Nota del sindacato pensionati Cgil su ipotesi vendita della casa di riposo e tagli ai servizi sociali
Stiamo seguendo con molta preoccupazione il dibattito che si è aperto sulla vendita ai privati del Centro di accoglienza anziani “S. Colomba” di Pesaro, ipotesi che potrebbe mettere in discussione il mantenimento di un servizio pubblico con un elevato valore sociale per l’intera comunità pesarese.
Il nostro è un territorio dove la longevità costituisce motivo di orgoglio perché rappresenta un indicatore della qualità della vita, data dal benessere sociale, economico ed ambientale. Quello della longevità è, fortunatamente, un dato destinato ad aumentare nei prossimi anni in modo esponenziale e non vorremmo che l’orgoglio si trasformasse in “problema”.
Perciò occorre che chi ha “pubbliche responsabilità” si prepari fin da ora a mantenere e/o a riorganizzare la risposta sociale da offrire alla popolazione anziana e, in via prioritaria, a quei cittadini anziani non più autosufficienti.
Oggi nella provincia di Pesaro Urbino ci sono più di 10 mila persone non autosufficienti. Nel territorio dell’Ambito territoriale sociale 1 di Pesaro (comprendente 9 comuni) ve ne sono oltre 3.000.
Si vive più a lungo e aumentano gli ultraottantenni, molti di questi però presentano un alto livello di fragilità dovuto ai rischi di povertà, malattia e solitudine. La situazione rischia di diventare drammatica a causa dei pesanti e ulteriori tagli che il Governo nazionale, si appresta a scaricare su tutti gli Enti locali e che andranno a colpire il nostro sistema di welfare con una ricaduta sui servizi sociali rivolti alle categorie più deboli.

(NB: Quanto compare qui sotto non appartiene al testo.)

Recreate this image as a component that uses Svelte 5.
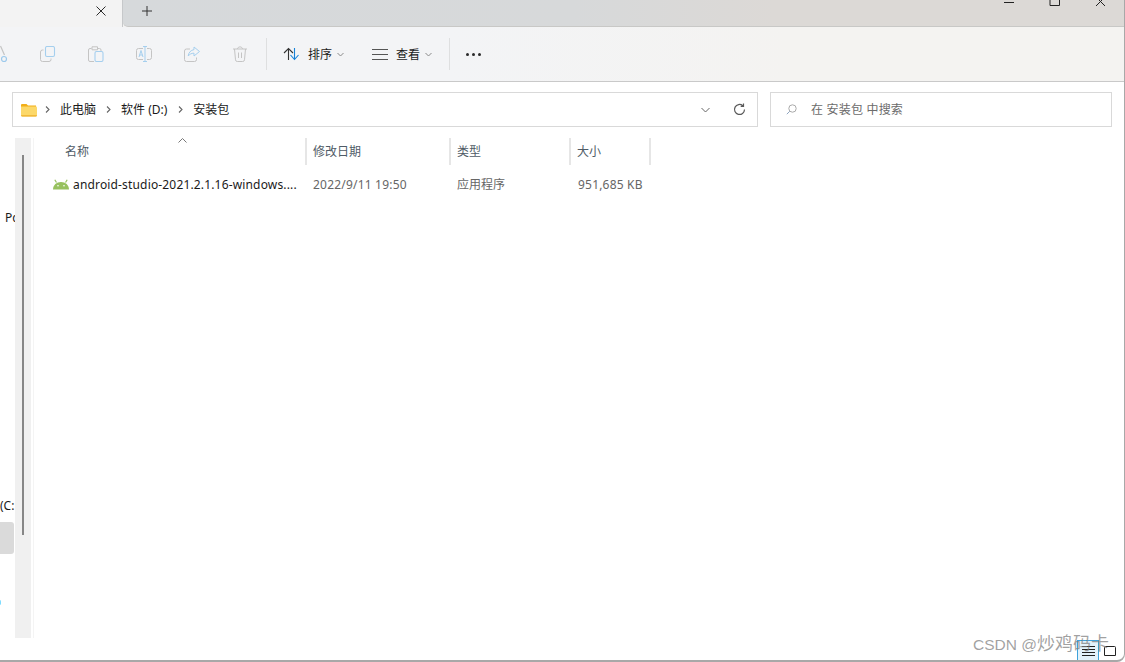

Per questo auspichiamo che Regione, Provincia e Comuni avviino congiuntamente una seria e compiuta riflessione non solo sul futuro di S. Colomba ma sulla necessità di riformulare un nuovo sistema pubblico di protezione sociale capace di rispondere meglio alle esigenze concrete della nostra società.
A tal fine riteniamo utile che le istituzioni procedano in tempi brevi ad un confronto ampio con le forze sociali interessate. Sono questa a nostro avviso le vie obbligate se non si vuole che la vecchiaia (spesso associata alla malattia) venga immessa nel “libero mercato” e perda i valori della dignità della persona, dei diritti di cittadinanza e della necessaria solidarietà collettiva.